I think one important aspect here is to separate out the concerns of
vendoring code in-tree vs where that code is developed. It sounds like
Gecko has lots of technical requirements about why and how code lives
in-tree, but the more important bit here is how it changes over time.

What Yehuda was saying about how forking or syncing having downsides I
think is quite important for Rust code in Gecko, as this may run the
risk of splitting the ecosystem on various boundaries (e.g. the "gecko
rust-url" and the "upstream rust-url" or something like that). Along
those lines I think it's very important to drill down into exactly
what concerns there are about having these components developed in the
Servo-style as they are today.

It sounds like there's some hesitation about this today, but Yehuda I
think is making a good case that tooling can make the process quite
easy.
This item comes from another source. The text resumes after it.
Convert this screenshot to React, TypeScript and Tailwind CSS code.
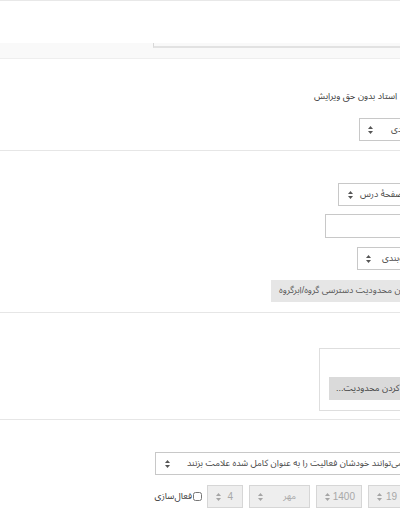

There's quite a lot to benefit from with having only "one source
of truth" for all this code!


On Mon, Dec 21, 2015 at 2:45 PM, Yehuda Katz <wyc...@gmail.com> wrote:
> Yehuda Katz
> (ph) 718.877.1325
>
> On Mon, Dec 21, 2015 at 2:28 PM, Josh Matthews <j...@joshmatthews.net>
> wrote:
>
>> On 2015-12-21 5:21 PM, Yehuda Katz wrote:
>>
>>> On Mon, Dec 21, 2015 at 2:14 PM, Bobby Holley <bobbyhol...@gmail.com>
>>> wrote:
>>>
>>> I don't think this is going to fly in Gecko, unfortunately.
>>>>
>>>> Gecko is a monolithic repo, and everything needs to be vendored in-tree
>>>> (a
>>>> non-negotiable requirement from the build peers). This means that we'll
>>>> already need an automated process for pulling in updates to the shared
>>>> code, committing them, and running them through CI.
>>>>
>>>>
>>> Can you say a bit more about what the requirements are here? Is the reason
>>> for including the code in-tree that you need to be 100% confident that
>>> everyone is talking about the same code? Or is it more than that?
>>>
>>>
>> The "non-negotiable requirement from the build peers" is that the machines
>> that build Firefox do not have internet access.
>
>
> That's a totally reasonable requirement and one that I am very comfortable
> saying that Cargo should support.
>
> To support this requirement, we plan to add a new command that packages up
> an application into a single tarball (or equivalent), complete with all
> dependencies, and another command that can build such a package without
> network connectivity.
>
> Bundler has equivalent facilities (bundle package and bundle install
> --deployment) that I consider indispensable for deployment scenarios, and
> which I championed early on in the bundler process. (Heroku uses `bundle
> install --deployment` in their buildpacks).